Tag Archives: UCSC

Tim K

I’m never quite sure about using people’s names on this blog. Generally I do it like this.

I got the news today that Tim K died last week. Tim was Tom’s younger brother and in my high school class. In other words, the same age as me.

Thinking back, Tim was really my entree to Tom. Tom, who was so important to me in my early rock band days. Tim and I were in some of the same classes together our Senior year of high school. Perhaps the most important to me was the Period 0 PE class. Because we had a full load of academic classes, we were allowed to take PE – because god forbid you don’t get PE – before the regular classes started. During PE basketball games we could talk to each other and became friends.

Tom was two years older and already off to college by this time but I had been envious of him and his band ‘Native Son’ from a couple of years before. When I wanted to put together a band for a church event, Tom graciously agreed to participate. Without knowing Tim I would have been too scared to talk to him.

The church band became April, which was a real thing for a couple of years. It was real enough for me to quit UCSC the next year because of it.

During those two or three years after high school, Tim and I palled around quite a bit. He often came along when my band was playing. We experimented with our bodies’ tolerance for alcohol. Really gross stuff in hindsight: Mickey’s Big Mouth, Schlitz Malt Liquor, Sloe Gin fizzes, Ouzo.

I don’t remember any incident that split us. Eventually, we just went our separate ways. Tim became an elementary school teacher in Fresno and while my relationship with Tom deepened, it did not carry over to staying in touch with Tim.

Tim never married nor had any long term relationships, as far as I know. Tom is going to Fresno to go through his apartment. I can’t help but think of the surprise we got when we went through Zach’s papers.

I always felt that Tim had so much going for him in high school. He was so gregarious then, it was always a surprise that he was so guarded about his life later. Teaching is an honorable profession but I thought he could have done a lot more. I suppose you could say the same about me. I never heard that alcohol played any part of him being so reticent. I always felt that he got over it as I did.

There is a backlog for the coroner’s autopsy. Maybe we’ll know more next week. In the meanwhile, Rest In Peace Tim. We had some good times together. I learned a lot from you. You deserved better than to die alone.

Howard

I wrote about Bruce Johnson a while back. Bruce, who is sadly gone from this earth, was a friend in high school and a tremendous influence on me. Howard H was a guy who was one class ahead of me. He was not a science guy go we did not share any classes. I think I met him through John O, who was a neighborhood guy and a very talented artist. Howard was an artist too so that may have been the connection. This is my story about Howard and me.

Cupertino High School had kind of a multi-purpose room that featured a bench along one wall that was reserved for Seniors. I guess it was a tradition for each class to paint the bench.

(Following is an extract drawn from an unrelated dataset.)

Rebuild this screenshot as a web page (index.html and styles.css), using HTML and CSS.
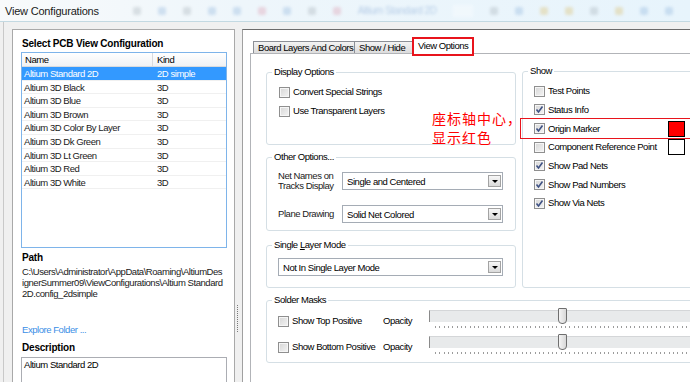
FILE: index.html
```html
<!DOCTYPE html>
<html lang="en">
<head>
    <meta charset="UTF-8">
    <meta name="viewport" content="width=device-width, initial-scale=1.0">
    <title>View Configurations</title>
    <link rel="stylesheet" href="styles.css">
</head>
<body>
    <div class="titlebar">
        <span class="title">View Configurations</span>
        <div class="ghost">
            <span class="g-icon g-grey"></span>
            <span class="g-icon g-blue"></span>
            <span class="g-icon g-grey"></span>
            <span class="g-icon g-blue"></span>
            <span class="g-icon g-blue"></span>
            <span class="g-icon g-pink"></span>
            <span class="g-icon g-blue"></span>
            <span class="g-icon g-grey"></span>
            <span class="g-icon g-pink"></span>
            <span class="g-text">Altium Standard 2D</span>
            <span class="g-box"></span>
            <span class="g-icon g-grey"></span>
            <span class="g-icon g-blue"></span>
            <span class="g-icon g-yellow"></span>
            <span class="g-icon g-yellow"></span>
            <span class="g-icon g-grey"></span>
            <span class="g-icon g-yellow"></span>
            <span class="g-icon g-blue"></span>
            <span class="g-icon g-blue"></span>
        </div>
    </div>

    <div class="window">
        <div class="left-panel">
            <h2 class="section-label">Select PCB View Configuration</h2>
            <div class="listbox">
                <div class="list-head">
                    <span class="col-name">Name</span>
                    <span class="col-kind">Kind</span>
                </div>
                <div class="list-row selected"><span class="col-name">Altium Standard 2D</span><span class="col-kind">2D simple</span></div>
                <div class="list-row"><span class="col-name">Altium 3D Black</span><span class="col-kind">3D</span></div>
                <div class="list-row"><span class="col-name">Altium 3D Blue</span><span class="col-kind">3D</span></div>
                <div class="list-row"><span class="col-name">Altium 3D Brown</span><span class="col-kind">3D</span></div>
                <div class="list-row"><span class="col-name">Altium 3D Color By Layer</span><span class="col-kind">3D</span></div>
                <div class="list-row"><span class="col-name">Altium 3D Dk Green</span><span class="col-kind">3D</span></div>
                <div class="list-row"><span class="col-name">Altium 3D Lt Green</span><span class="col-kind">3D</span></div>
                <div class="list-row"><span class="col-name">Altium 3D Red</span><span class="col-kind">3D</span></div>
                <div class="list-row"><span class="col-name">Altium 3D White</span><span class="col-kind">3D</span></div>
            </div>

            <h2 class="section-label path-label">Path</h2>
            <p class="path-text">C:\Users\Administrator\AppData\Roaming\AltiumDes<br>ignerSummer09\ViewConfigurations\Altium Standard<br>2D.config_2dsimple</p>

            <a class="explore" href="#">Explore Folder ...</a>

            <h2 class="section-label desc-label">Description</h2>
            <div class="desc-box">Altium Standard 2D</div>
        </div>

        <div class="splitter"><div class="grip"></div></div>

        <div class="right-panel">
            <div class="tabs">
                <div class="tab tab-layers">Board Layers And Colors</div>
                <div class="tab tab-show">Show / Hide</div>
                <div class="tab tab-view active">View Options</div>
            </div>

            <div class="tab-page">
                <div class="page-grid">
                    <div class="col-left">
                        <fieldset class="group display-group">
                            <legend>Display Options</legend>
                            <div class="group-body">
                                <div class="check-row"><span class="box"></span><span class="text">Convert Special Strings</span></div>
                                <div class="check-row"><span class="box"></span><span class="text">Use Transparent Layers</span></div>
                            </div>
                        </fieldset>

                        <fieldset class="group other-group">
                            <legend>Other Options...</legend>
                            <div class="group-body">
                                <div class="field-row">
                                    <span class="field-label">Net Names on<br>Tracks Display</span>
                                    <div class="dropdown"><span>Single and Centered</span><span class="dd-btn"><i class="arrow"></i></span></div>
                                </div>
                                <div class="field-row">
                                    <span class="field-label">Plane Drawing</span>
                                    <div class="dropdown"><span>Solid Net Colored</span><span class="dd-btn"><i class="arrow"></i></span></div>
                                </div>
                            </div>
                        </fieldset>

                        <fieldset class="group single-group">
                            <legend>Single <u>L</u>ayer Mode</legend>
                            <div class="group-body">
                                <div class="dropdown wide"><span>Not In Single Layer Mode</span><span class="dd-btn"><i class="arrow"></i></span></div>
                            </div>
                        </fieldset>
                    </div>

                    <fieldset class="group show-group">
                        <legend>Show</legend>
                        <div class="group-body">
                            <div class="check-row show-row"><span class="box"></span><span class="text">Test Points</span></div>
                            <div class="check-row show-row"><span class="box checked"><svg viewBox="0 0 9 9"><path d="M1.5 4.5 L3.5 7 L7.5 1.5"/></svg></span><span class="text">Status Info</span></div>
                            <div class="check-row show-row marked"><span class="box checked"><svg viewBox="0 0 9 9"><path d="M1.5 4.5 L3.5 7 L7.5 1.5"/></svg></span><span class="text swatch-label">Origin Marker</span><span class="swatch red"></span></div>
                            <div class="check-row show-row"><span class="box"></span><span class="text swatch-label">Component Reference Point</span><span class="swatch"></span></div>
                            <div class="check-row show-row"><span class="box checked"><svg viewBox="0 0 9 9"><path d="M1.5 4.5 L3.5 7 L7.5 1.5"/></svg></span><span class="text">Show Pad Nets</span></div>
                            <div class="check-row show-row"><span class="box checked"><svg viewBox="0 0 9 9"><path d="M1.5 4.5 L3.5 7 L7.5 1.5"/></svg></span><span class="text">Show Pad Numbers</span></div>
                            <div class="check-row show-row"><span class="box checked"><svg viewBox="0 0 9 9"><path d="M1.5 4.5 L3.5 7 L7.5 1.5"/></svg></span><span class="text">Show Via Nets</span></div>
                        </div>
                    </fieldset>
                </div>

                <fieldset class="group solder-group">
                    <legend>Solder Masks</legend>
                    <div class="group-body">
                        <div class="mask-row">
                            <div class="check-row mask-check"><span class="box"></span><span class="text">Show Top Positive</span></div>
                            <span class="opacity">Opacity</span>
                            <div class="slider">
                                <div class="track"><span class="thumb"></span></div>
                                <div class="ticks"></div>
                            </div>
                        </div>
                        <div class="mask-row">
                            <div class="check-row mask-check"><span class="box"></span><span class="text">Show Bottom Positive</span></div>
                            <span class="opacity">Opacity</span>
                            <div class="slider">
                                <div class="track"><span class="thumb"></span></div>
                                <div class="ticks"></div>
                            </div>
                        </div>
                    </div>
                </fieldset>

                <div class="note">座标轴中心，<br>显示红色</div>
            </div>
        </div>
    </div>
</body>
</html>
```

FILE: styles.css
```css
* {
    box-sizing: border-box;
}
body {
    margin: 0;
    width: 690px;
    height: 382px;
    overflow: hidden;
    background-color: #f0f0f0;
    font-family: "Liberation Sans", Arial, sans-serif;
    font-size: 9.5px;
    letter-spacing: -0.45px;
    color: #000;
}

/* title bar with the blurred toolbar behind it */
.titlebar {
    height: 22px;
    display: flex;
    align-items: center;
    padding-left: 5px;
    background: linear-gradient(90deg, #f8fafb, #eef6fb 35%, #e7f4fc);
    border-bottom: 1px solid #c3d9e2;
    overflow: hidden;
}
.title {
    flex-shrink: 0;
    white-space: nowrap;
    font-size: 11px;
    letter-spacing: -0.2px;
    color: #1a1a1a;
}
.ghost {
    display: flex;
    flex-shrink: 0;
    align-items: center;
    gap: 17px;
    margin-left: 34px;
    filter: blur(1.4px);
    opacity: 0.3;
    white-space: nowrap;
}
.g-icon {
    width: 8px;
    height: 8px;
    border-radius: 2px;
}
.g-grey { background-color: #9aa4ac; }
.g-blue { background-color: #7fa9d6; }
.g-pink { background-color: #d98aa0; }
.g-yellow { background-color: #d8b450; }
.g-text {
    font-size: 10px;
    color: #3b6fb8;
}
.g-box {
    width: 20px;
    height: 12px;
    background-color: #fff;
}

.window {
    display: flex;
    height: 360px;
    margin-left: 3px;
    border-left: 1px solid #c9c9c9;
    padding: 7px 0 0 8px;
}

/* left side */
.left-panel {
    width: 223px;
    background-color: #fff;
    border: 1px solid #a9a9a9;
    border-bottom: none;
    padding: 7px 8px 0 9px;
}
.section-label {
    margin: 0;
    font-size: 10px;
    font-weight: bold;
    letter-spacing: -0.2px;
    line-height: 13px;
}
.listbox {
    width: 206px;
    height: 196px;
    margin: 2px 0 0 -1px;
    border: 1px solid #7eb4ea;
    background-color: #fff;
}
.list-head {
    display: flex;
    height: 14px;
    line-height: 13px;
    background: linear-gradient(#ffffff, #f1f2f4);
    border-bottom: 1px solid #d9dbde;
}
.list-head .col-name {
    width: 131px;
    padding-left: 3px;
    border-right: 1px solid #d9dbde;
}
.list-head .col-kind {
    padding-left: 4px;
}
.list-row {
    display: flex;
    height: 13.6px;
    line-height: 13px;
    border-bottom: 1px solid #f0f0f0;
    color: #1a1a1a;
}
.list-row .col-name {
    width: 131px;
    padding-left: 2px;
}
.list-row .col-kind {
    padding-left: 4px;
}
.list-row.selected {
    background-color: #3399ff;
    color: #fff;
}
.path-label {
    margin-top: 3px;
}
.path-text {
    margin: 2px 0 0;
    line-height: 11px;
    white-space: nowrap;
    color: #1a1a1a;
}
.explore {
    display: block;
    margin-top: 24px;
    line-height: 13px;
    color: #3a8ee6;
    text-decoration: none;
}
.desc-label {
    margin-top: 5px;
}
.desc-box {
    width: 206px;
    height: 40px;
    margin: 3px 0 0 -1px;
    border: 1px solid #abadb3;
    padding: 1px 2px;
    line-height: 12px;
}

.splitter {
    width: 7px;
}
.grip {
    width: 1px;
    height: 28px;
    margin: 276px 0 0 2px;
    background: repeating-linear-gradient(#7a7a7a 0 1px, transparent 1px 2px);
}

/* right side */
.right-panel {
    flex: 1;
    min-width: 0;
    background-color: #fff;
    border-top: 1px solid #6b6b6b;
    border-left: 1px solid #a0a0a0;
    padding-left: 7px;
    overflow: hidden;
}
.tabs {
    display: flex;
    align-items: flex-end;
    height: 23px;
    padding-left: 3px;
}
.tab {
    height: 12px;
    line-height: 11px;
    padding-left: 4px;
    white-space: nowrap;
    border: 1px solid #8c8f96;
    border-bottom: none;
    background: linear-gradient(#f3f3f3, #dcdcdc);
}
.tab-layers { width: 102px; }
.tab-show { width: 58px; border-left: none; }
.tab-view { width: 60px; }
.tab.active {
    position: relative;
    z-index: 1;
    height: 17px;
    margin-bottom: -2px;
    line-height: 15px;
    padding-left: 5px;
    background: #fff;
    border: none;
    outline: 2px solid #e8141c;
    outline-offset: -1px;
}

.tab-page {
    position: relative;
    width: 460px;
    height: 340px;
    border-top: 1px solid #b2b4b8;
    border-left: 1px solid #b2b4b8;
    padding: 11px 0 0 15px;
}
.page-grid {
    display: grid;
    grid-template-columns: 250px 200px;
    column-gap: 6px;
}
.col-left {
    display: flex;
    flex-direction: column;
}

.group {
    margin: 0;
    padding: 0;
    min-width: 0;
    border: 1px solid #d5dfe5;
    border-radius: 3px;
}
.group legend {
    margin-left: 5px;
    padding: 0 2px;
    line-height: 12px;
}
.display-group {
    margin-top: 1px;
}
.display-group .group-body {
    display: flex;
    flex-direction: column;
    gap: 5px;
    padding: 7px 0 26px 12px;
}
.other-group {
    margin-top: 6px;
}
.other-group .group-body {
    display: flex;
    flex-direction: column;
    gap: 14px;
    padding: 8px 0 7px 11px;
}
.single-group {
    margin-top: 8px;
}
.single-group .group-body {
    padding: 7px 0 11px 11px;
}

.check-row {
    display: flex;
    align-items: center;
    gap: 3px;
    height: 14px;
    white-space: nowrap;
}
.box {
    flex-shrink: 0;
    width: 11px;
    height: 11px;
    border: 1px solid #8f8f8f;
    background: linear-gradient(135deg, #d6d6d6, #f4f4f4);
    box-shadow: inset 0 0 0 1px #f6f6f6;
}
.box svg {
    display: block;
    width: 9px;
    height: 9px;
    fill: none;
    stroke: #3f5284;
    stroke-width: 1.6;
}
.text {
    line-height: 12px;
}

.field-row {
    display: flex;
    align-items: center;
}
.field-label {
    width: 64px;
    line-height: 10px;
    color: #1a1a1a;
}
.dropdown {
    display: flex;
    align-items: center;
    justify-content: space-between;
    width: 161px;
    height: 18px;
    padding-left: 4px;
    border: 1px solid #a5acb5;
    background-color: #fff;
}
.dropdown.wide {
    width: 225px;
}
.dd-btn {
    display: flex;
    align-items: center;
    justify-content: center;
    width: 13px;
    height: 12px;
    margin-right: 1px;
    border: 1px solid #a3a3a3;
    background: linear-gradient(#f7f7f7, #dadada);
}
.arrow {
    width: 0;
    height: 0;
    border-left: 3px solid transparent;
    border-right: 3px solid transparent;
    border-top: 3px solid #000;
}

.show-group .group-body {
    padding: 5px 0 0 11px;
}
.show-row {
    height: 18.67px;
}
.show-row.marked {
    margin-left: -13px;
    padding-left: 13px;
    outline: 1px solid #e8141c;
}
.swatch-label {
    width: 117px;
}
.swatch {
    flex-shrink: 0;
    width: 17px;
    height: 16px;
    border: 1px solid #000;
    background-color: #fff;
}
.swatch.red {
    background-color: #ff0000;
}

.solder-group {
    width: 440px;
    margin-top: 6px;
}
.solder-group .group-body {
    padding: 2px 0 2px 11px;
}
.mask-row {
    display: flex;
    align-items: flex-start;
    height: 26px;
}
.mask-check {
    width: 105px;
    margin-top: 6px;
}
.opacity {
    width: 46px;
    margin-top: 7px;
    line-height: 12px;
}
.slider {
    width: 270px;
    padding-top: 2px;
}
.track {
    display: flex;
    height: 12px;
    background-color: #e8eaeb;
    border-left: 1px solid #8a8a8a;
    border-top: 1px solid #d4d6d8;
}
.thumb {
    width: 9px;
    height: 16px;
    margin: -3px 0 0 128px;
    border: 1px solid #6f6f6f;
    border-radius: 1px 1px 4px 4px;
    background: linear-gradient(90deg, #f4f4f4, #d8d8d8);
}
.ticks {
    height: 2px;
    margin: 4px 0 0 6px;
    background: repeating-linear-gradient(90deg, #9c9c9c 0 1px, transparent 1px 4.33px);
}

/* red annotation written over the screenshot */
.note {
    position: absolute;
    left: 181px;
    top: 55px;
    font-family: "Noto Sans CJK SC", sans-serif;
    font-size: 14px;
    line-height: 19px;
    letter-spacing: 1px;
    color: #ff0000;
}
```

John, being known at school for being arty, was given the job of painting the bench in the summer before our senior year. Somehow, I got involved as did Howard.

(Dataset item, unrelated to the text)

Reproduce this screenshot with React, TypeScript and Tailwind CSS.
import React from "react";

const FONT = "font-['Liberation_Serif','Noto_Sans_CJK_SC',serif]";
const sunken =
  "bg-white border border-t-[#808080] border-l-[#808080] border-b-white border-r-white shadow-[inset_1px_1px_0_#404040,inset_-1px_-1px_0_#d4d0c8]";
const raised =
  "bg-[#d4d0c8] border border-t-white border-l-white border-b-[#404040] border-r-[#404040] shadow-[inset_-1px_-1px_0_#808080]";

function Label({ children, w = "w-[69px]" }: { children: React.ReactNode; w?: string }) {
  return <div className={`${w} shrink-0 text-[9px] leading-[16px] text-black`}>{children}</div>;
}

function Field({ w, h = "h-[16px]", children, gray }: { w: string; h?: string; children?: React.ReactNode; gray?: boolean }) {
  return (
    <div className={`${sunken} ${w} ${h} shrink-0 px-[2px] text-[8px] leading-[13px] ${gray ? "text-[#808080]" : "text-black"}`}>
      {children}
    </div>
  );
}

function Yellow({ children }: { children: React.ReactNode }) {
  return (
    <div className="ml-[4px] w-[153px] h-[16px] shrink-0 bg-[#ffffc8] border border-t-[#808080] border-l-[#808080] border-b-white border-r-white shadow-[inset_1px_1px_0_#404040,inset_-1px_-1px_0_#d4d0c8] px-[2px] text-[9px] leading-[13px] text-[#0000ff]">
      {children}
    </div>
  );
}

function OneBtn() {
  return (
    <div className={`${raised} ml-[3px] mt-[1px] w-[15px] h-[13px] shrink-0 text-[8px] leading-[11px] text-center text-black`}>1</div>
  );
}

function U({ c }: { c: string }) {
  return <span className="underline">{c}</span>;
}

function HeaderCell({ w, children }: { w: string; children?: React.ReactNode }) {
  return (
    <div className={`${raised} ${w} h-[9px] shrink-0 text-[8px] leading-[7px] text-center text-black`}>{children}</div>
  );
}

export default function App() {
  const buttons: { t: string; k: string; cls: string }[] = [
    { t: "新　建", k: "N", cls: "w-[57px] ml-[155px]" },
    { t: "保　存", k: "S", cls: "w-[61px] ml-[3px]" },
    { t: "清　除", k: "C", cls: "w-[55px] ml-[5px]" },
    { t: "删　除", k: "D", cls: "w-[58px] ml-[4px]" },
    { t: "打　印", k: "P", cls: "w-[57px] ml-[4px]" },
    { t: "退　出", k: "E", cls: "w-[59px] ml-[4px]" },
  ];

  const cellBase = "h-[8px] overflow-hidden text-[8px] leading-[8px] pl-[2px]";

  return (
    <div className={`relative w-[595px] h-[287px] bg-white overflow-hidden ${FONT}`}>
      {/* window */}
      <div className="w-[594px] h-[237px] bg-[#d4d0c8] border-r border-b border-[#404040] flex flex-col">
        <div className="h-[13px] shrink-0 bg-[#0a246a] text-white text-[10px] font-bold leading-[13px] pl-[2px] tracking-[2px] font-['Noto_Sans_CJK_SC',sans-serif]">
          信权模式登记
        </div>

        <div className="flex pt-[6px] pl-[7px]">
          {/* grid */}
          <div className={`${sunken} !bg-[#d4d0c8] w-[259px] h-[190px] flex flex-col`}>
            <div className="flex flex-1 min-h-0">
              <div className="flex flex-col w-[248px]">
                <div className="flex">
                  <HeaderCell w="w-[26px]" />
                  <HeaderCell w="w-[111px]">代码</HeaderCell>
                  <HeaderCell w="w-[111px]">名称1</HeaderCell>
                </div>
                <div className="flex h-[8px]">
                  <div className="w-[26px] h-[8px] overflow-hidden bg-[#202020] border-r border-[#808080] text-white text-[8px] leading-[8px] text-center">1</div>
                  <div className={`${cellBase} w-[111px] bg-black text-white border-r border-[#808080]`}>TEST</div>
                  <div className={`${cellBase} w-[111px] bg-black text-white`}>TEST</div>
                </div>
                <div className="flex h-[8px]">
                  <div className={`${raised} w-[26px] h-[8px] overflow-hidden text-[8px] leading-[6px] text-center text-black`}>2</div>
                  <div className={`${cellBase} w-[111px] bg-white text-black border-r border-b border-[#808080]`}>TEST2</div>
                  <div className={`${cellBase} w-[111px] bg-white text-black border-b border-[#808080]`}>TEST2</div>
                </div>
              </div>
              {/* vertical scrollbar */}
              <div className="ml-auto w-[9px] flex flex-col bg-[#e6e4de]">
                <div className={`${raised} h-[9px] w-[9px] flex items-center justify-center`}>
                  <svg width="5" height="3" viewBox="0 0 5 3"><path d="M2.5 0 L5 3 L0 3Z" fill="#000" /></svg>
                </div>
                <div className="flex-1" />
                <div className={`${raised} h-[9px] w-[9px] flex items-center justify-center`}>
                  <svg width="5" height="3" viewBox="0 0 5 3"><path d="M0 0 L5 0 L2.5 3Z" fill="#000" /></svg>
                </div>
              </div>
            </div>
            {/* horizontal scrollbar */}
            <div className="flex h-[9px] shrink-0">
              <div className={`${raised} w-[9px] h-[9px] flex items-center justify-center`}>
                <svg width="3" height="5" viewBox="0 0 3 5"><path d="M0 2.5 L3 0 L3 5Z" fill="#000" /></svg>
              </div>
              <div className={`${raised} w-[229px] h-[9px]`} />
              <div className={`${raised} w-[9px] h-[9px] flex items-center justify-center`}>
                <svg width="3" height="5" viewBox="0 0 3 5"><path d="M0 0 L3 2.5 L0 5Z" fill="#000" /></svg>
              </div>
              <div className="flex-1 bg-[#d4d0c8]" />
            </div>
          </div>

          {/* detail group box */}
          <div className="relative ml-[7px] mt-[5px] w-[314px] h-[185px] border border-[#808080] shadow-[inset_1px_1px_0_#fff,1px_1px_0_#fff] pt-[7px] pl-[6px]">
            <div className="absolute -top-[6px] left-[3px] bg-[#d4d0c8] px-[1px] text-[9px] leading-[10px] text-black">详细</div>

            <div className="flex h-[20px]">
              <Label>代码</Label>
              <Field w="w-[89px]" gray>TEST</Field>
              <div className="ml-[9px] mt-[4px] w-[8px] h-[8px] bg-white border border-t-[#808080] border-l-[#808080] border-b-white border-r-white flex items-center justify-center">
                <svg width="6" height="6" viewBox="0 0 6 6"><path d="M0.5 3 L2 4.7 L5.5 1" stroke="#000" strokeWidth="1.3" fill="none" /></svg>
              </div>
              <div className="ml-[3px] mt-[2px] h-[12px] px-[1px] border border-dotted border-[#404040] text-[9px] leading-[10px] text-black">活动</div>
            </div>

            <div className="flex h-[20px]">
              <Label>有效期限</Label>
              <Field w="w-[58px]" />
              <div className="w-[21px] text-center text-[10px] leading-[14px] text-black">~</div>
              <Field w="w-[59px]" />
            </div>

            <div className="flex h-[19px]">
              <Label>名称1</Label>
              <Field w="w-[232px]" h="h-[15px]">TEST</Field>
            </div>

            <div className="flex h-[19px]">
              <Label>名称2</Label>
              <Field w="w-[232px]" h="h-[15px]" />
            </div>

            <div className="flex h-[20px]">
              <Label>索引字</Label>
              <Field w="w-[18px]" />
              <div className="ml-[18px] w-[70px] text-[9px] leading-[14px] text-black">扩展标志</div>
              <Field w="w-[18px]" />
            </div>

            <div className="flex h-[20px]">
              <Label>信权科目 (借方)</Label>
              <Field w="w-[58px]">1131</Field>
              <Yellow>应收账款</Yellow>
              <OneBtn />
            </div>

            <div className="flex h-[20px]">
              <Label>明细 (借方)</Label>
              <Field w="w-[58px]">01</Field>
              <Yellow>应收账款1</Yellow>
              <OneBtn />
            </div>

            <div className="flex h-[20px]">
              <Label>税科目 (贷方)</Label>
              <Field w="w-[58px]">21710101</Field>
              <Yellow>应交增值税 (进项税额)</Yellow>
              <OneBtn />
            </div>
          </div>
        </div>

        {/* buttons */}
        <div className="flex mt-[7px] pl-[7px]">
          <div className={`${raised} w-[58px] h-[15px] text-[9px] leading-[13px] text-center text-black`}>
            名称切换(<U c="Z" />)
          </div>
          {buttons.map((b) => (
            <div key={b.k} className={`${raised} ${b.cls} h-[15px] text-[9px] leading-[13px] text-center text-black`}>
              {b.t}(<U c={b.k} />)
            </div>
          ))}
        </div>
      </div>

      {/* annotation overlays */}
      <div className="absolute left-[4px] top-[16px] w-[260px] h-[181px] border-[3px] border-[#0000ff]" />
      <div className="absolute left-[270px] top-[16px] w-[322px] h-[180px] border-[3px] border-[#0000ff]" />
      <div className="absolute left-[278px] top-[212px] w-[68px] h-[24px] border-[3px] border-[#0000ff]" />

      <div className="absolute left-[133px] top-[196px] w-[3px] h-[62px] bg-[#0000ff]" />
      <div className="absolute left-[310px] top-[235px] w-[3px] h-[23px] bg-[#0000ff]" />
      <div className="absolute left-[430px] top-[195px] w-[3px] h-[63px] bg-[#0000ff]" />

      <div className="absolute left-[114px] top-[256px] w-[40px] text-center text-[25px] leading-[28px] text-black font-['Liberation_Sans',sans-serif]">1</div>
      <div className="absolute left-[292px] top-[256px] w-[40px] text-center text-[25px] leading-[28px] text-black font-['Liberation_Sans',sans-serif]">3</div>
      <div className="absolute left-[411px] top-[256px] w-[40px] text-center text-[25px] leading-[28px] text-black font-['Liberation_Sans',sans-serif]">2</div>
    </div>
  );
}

Howard and John came up with a fantastical design that was very much rooted in the hippie style of the time. Think R Crumb, perhaps, although that is not fair to John and Howard. They were both very original thinkers. I am not aware of any photo of the completed bench. We didn’t think that way then and I suspect that the powers that be in the school were horrified by it. The yearbook had nothing about it.

As I went through my senior year, I hung out with Howard sometimes. I don’t remember having any sense of Howard being in college. None of what we did was associated with any class he was taking.

One ‘project’ he had – my modern term, not his – was to make up a rock band to play for this very straight-laced group. In my memory, it was some kind of Mormon girls group. Howard’s hook was that nobody in the band really knew how to play their instruments. I sort of knew and I recruited my friend Tom, who really did know how to play, but no one else did. We borrowed large amplifiers and a drum set and ‘played’ for these people. It was kind of theatrical. We didn’t have costumes or even a real plan. I guess we had some tunes . . .

So, it was perhaps related that Howard and I and a couple of other people ended up over the hill at UC Santa Cruz one weekend. The singer was in school at Merrill College so we went over there to ‘rehearse’. Again, my modern word, not Howard’s. I don’t remember how we got over there. I certainly didn’t have a car. We slept in a classroom that someone got us into on the QT. I don’t remember how we ate, just that we were there. I also don’t remember what I told Mom and Dad about being there but it wasn’t an issue. I had a lot of freedom. There was no sex or drugs; not even any alcohol. Howard was a very clean liver.

But I had a good time and as I was thinking about where to go to college, my weekend at UCSC seemed like a good omen so I applied there.

Even though my heart was in music, my academic strength was science and math so I applied as a Math major. The thinking was that it was hard to get into UCSC and my science cred was my best shot. Amazingly in hindsight, I did not have any academic music goals. I was going to be a rock star and you don’t need classes for that!

Later, when I left UCSC to concentrate on my band, Dad told me he thought I had identified a music community when I went over there the first time. I hadn’t, really. I was in my own little world. He was disappointed, of course, and thought I was making a mistake, but he gave me that freedom.